L’azienda Rummo ha vissuto sulla propria pelle il dramma di un disastro naturale, che ha bloccato la vostra attività per lungo tempo. Come reagiste all’epoca?

IL PASTIFICIO RUMMO DOPO L’ALLUVIONE DEL 2015
Era il 15 ottobre del 2015. Ricordo bene quel giorno, un’alluvione terribile si era abbattuta durante la notte su tutta la nostra provincia, in particolare nella zona del Sannio. Il nostro stabilimento – dalla produzione al confezionamento, dagli uffici situati al piano terra ai magazzini fino all’area CED – era stato completamente sommerso da acqua e fango. L’unica notizia positiva era che tutti i nostri dipendenti erano incolumi, anche se alcuni di loro furono tratti in salvo dai Vigili del Fuoco soltanto nella tarda mattinata.
Le immagini fecero ben presto il giro del mondo e subito partì una vera e propria gara di solidarietà con il claim #savepastarummo, che ha avuto visibilità presso milioni di italiani comunicando affetto e sostegno nei nostri confronti.
Ci rimettemmo immediatamente al lavoro, insieme a tutti i nostri dipendenti, con una consapevolezza e un obiettivo in più: Rummo sarebbe diventata più forte industrialmente e più sicura.
Cosa avete fatto, in pratica?
Per oltre un mese, insieme alla Protezione Civile e con il supporto dell’Esercito, dell’Anas e di tanti volontari accorsi da tutta Italia, abbiamo lavorato con turni di 24 ore al giorno e abbiamo provveduto a bonificare parte delle attrezzature, a pulire e ripristinare i locali e a ristabilire circa 20mila pallet pronti a essere venduti.
Nel frattempo, per non perdere quote di mercato avevamo provveduto a esternalizzare la produzione presso altri pastifici, dove i nostri maestri pastai per mesi si sono assicurati che tutto fosse realizzato secondo i nostri standard, con l’uso delle nostre trafile e l’impiego della semola secondo i nostri capitolati.
A maggio 2016 finalmente, quando sono state completate le attività di ripristino dei locali e degli impianti del pastificio, si è potuta riprendere l’attività produttiva interna, sebbene con una capacità ridotta rispetto al periodo precedente l’alluvione.
Che tipo di supporto avete avuto dalle istituzioni?
Per buona parte degli anni successivi la richiesta di supporto regolatorio e di prevenzione è rimasta inascoltata. Con l’applicazione del Programma Gestione Emergenze troviamo un equilibrio che ci garantisce più sicurezza. Gli aiuti stanziati dalla Regione Campania hanno coperto solo in parte minima gli ingenti danni subiti.
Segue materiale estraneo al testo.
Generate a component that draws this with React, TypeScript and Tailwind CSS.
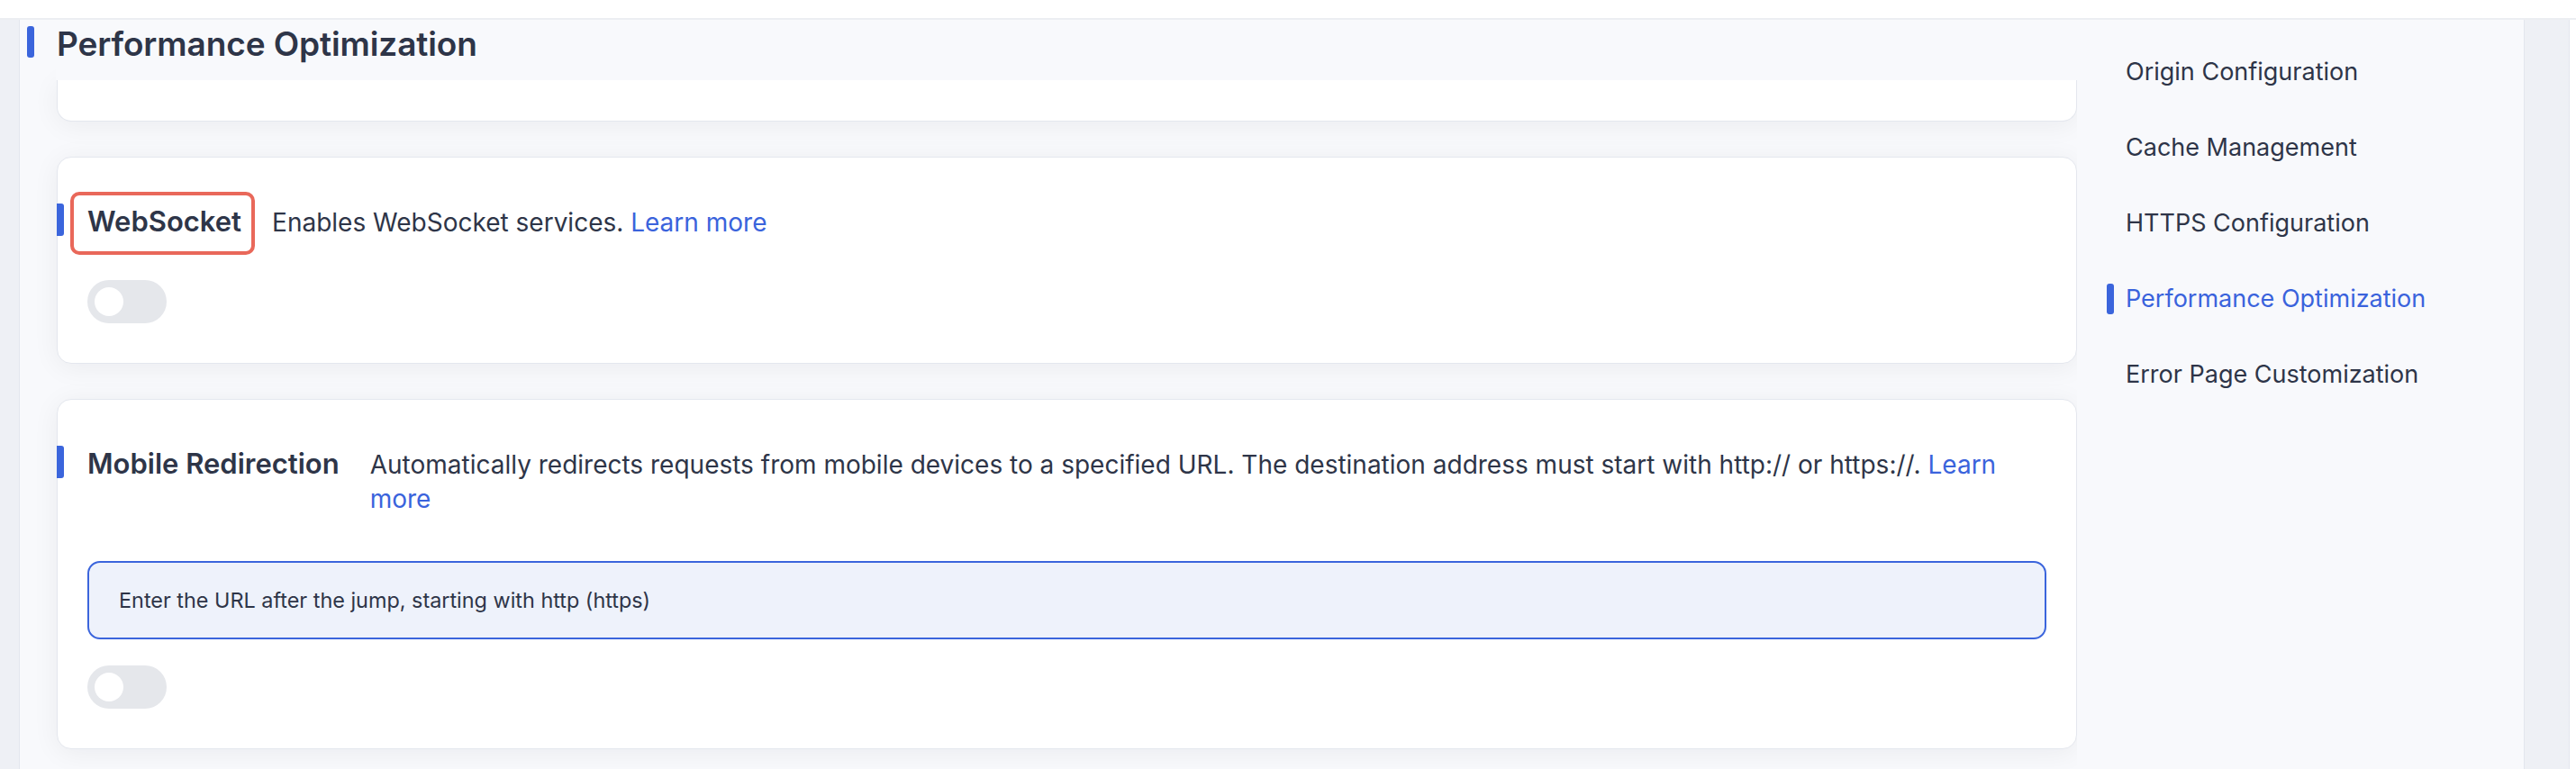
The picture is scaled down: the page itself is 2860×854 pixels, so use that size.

UNA PANORAMICA DOPO L’ALLUVIONE
Negli anni successivi quali azioni di prevenzione avete messo in atto per non farvi cogliere impreparati? Il PGE vi è servito?
Il Programma Gestione Emergenze di Confindustria è un modello innovativo, che viene attivato in caso di disastri ambientali. Nasce con il terremoto in Emilia Romagna del 2012 e permette alle aziende colpite di abbassare l’entità dei danni aziendali immediatamente successivi alla catastrofe. Abbiamo adottato anche noi questo modello.
Ci sono due modi paralleli di affrontare crisi di questa entità e li abbiamo usati entrambi: quello emergenziale sul breve termine e quello di ricostruzione e messa in sicurezza delle strutture sul medio e lungo termine. Possiamo dire di aver coniugato le due esigenze.

GLI STABILIMENTI DELLA RUMMO OGGI
Cosa rappresenta per voi il fatto che il rinnovo del Protocollo tra Confindustria e Protezione Civile avvenga nei vostri stabilimenti?
Intanto rappresenta la capacità del gruppo di convogliare su di sé la figura di garante di un processo per la messa in sicurezza non solo della nostra azienda, ma di tutto il territorio.
Essere insieme alle istituzioni, in particolare la Protezione Civile, a sei anni esatti dall’alluvione, significa che il lavoro che abbiamo fatto in questo periodo di tempo non è stato perso. Ci siamo guadagnati la fiducia non solo dei nostri dipendenti e delle aziende che sono in filiera con Rummo, ma anche di un sistema pubblico che per molto tempo ha faticato ad ascoltare le nostre richieste.
Il Protocollo d’Intesa quinquennale sottoscritto tra Confindustria e Protezione Civile è un ulteriore passo in avanti per una collaborazione prolifica in caso di emergenze che interrompono le attività e rischiano, spesso, di farle chiudere definitivamente. La strada intrapresa è quella corretta.